## COLLECTED DATA
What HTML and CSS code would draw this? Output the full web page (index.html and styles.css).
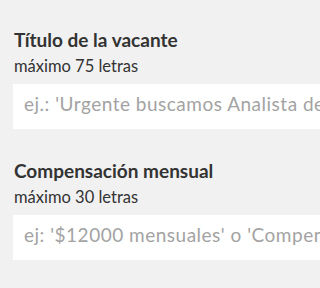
FILE: index.html
```html
<!DOCTYPE html>
<html lang="es">
<head>
<meta charset="utf-8">
<link rel="stylesheet" href="styles.css">
</head>
<body>
<form class="form">
  <div class="field">
    <label class="label" for="titulo">Título de la vacante</label>
    <p class="hint">máximo 75 letras</p>
    <input class="input" id="titulo" type="text" placeholder="ej.: 'Urgente buscamos Analista de Sistemas'">
  </div>
  <div class="field">
    <label class="label" for="comp">Compensación mensual</label>
    <p class="hint">máximo 30 letras</p>
    <input class="input" id="comp" type="text" placeholder="ej: '$12000 mensuales' o 'Compensación competitiva'">
  </div>
</form>
</body>
</html>
```
FILE: styles.css
```css
html, body {
  margin: 0;
  padding: 0;
  overflow: hidden;
  background: #f1f1f1;
}
body {
  font-family: Lato, "Liberation Sans", sans-serif;
  color: #333333;
}
.form {
  display: flex;
  flex-direction: column;
  gap: 30px;
  padding: 28px 0 0 13px;
}
.field {
  display: flex;
  flex-direction: column;
}
.label {
  font-size: 19px;
  font-weight: 700;
  line-height: 23px;
  margin: 0 0 6px 1px;
}
.hint {
  font-size: 16.5px;
  line-height: 19px;
  margin: 0 0 8px 1px;
}
.input {
  box-sizing: border-box;
  height: 45px;
  width: 100%;
  border: 0;
  border-radius: 0;
  background: #ffffff;
  padding: 0 0 7px 11px;
  margin: 0;
  font-family: Lato, "Liberation Sans", sans-serif;
  font-size: 19px;
  letter-spacing: 0.5px;
  color: #333333;
  outline: none;
}
.input::placeholder {
  color: #a3a3a3;
  opacity: 1;
}
```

## BRIEF
Repeat the data exactly in full, omitting its pictures.

## RESPONSE BELOW
What HTML and CSS code would draw this? Output the full web page (index.html and styles.css).
FILE: index.html
```html
<!DOCTYPE html>
<html lang="es">
<head>
<meta charset="utf-8">
<link rel="stylesheet" href="styles.css">
</head>
<body>
<form class="form">
  <div class="field">
    <label class="label" for="titulo">Título de la vacante</label>
    <p class="hint">máximo 75 letras</p>
    <input class="input" id="titulo" type="text" placeholder="ej.: 'Urgente buscamos Analista de Sistemas'">
  </div>
  <div class="field">
    <label class="label" for="comp">Compensación mensual</label>
    <p class="hint">máximo 30 letras</p>
    <input class="input" id="comp" type="text" placeholder="ej: '$12000 mensuales' o 'Compensación competitiva'">
  </div>
</form>
</body>
</html>
```
FILE: styles.css
```css
html, body {
  margin: 0;
  padding: 0;
  overflow: hidden;
  background: #f1f1f1;
}
body {
  font-family: Lato, "Liberation Sans", sans-serif;
  color: #333333;
}
.form {
  display: flex;
  flex-direction: column;
  gap: 30px;
  padding: 28px 0 0 13px;
}
.field {
  display: flex;
  flex-direction: column;
}
.label {
  font-size: 19px;
  font-weight: 700;
  line-height: 23px;
  margin: 0 0 6px 1px;
}
.hint {
  font-size: 16.5px;
  line-height: 19px;
  margin: 0 0 8px 1px;
}
.input {
  box-sizing: border-box;
  height: 45px;
  width: 100%;
  border: 0;
  border-radius: 0;
  background: #ffffff;
  padding: 0 0 7px 11px;
  margin: 0;
  font-family: Lato, "Liberation Sans", sans-serif;
  font-size: 19px;
  letter-spacing: 0.5px;
  color: #333333;
  outline: none;
}
.input::placeholder {
  color: #a3a3a3;
  opacity: 1;
}
```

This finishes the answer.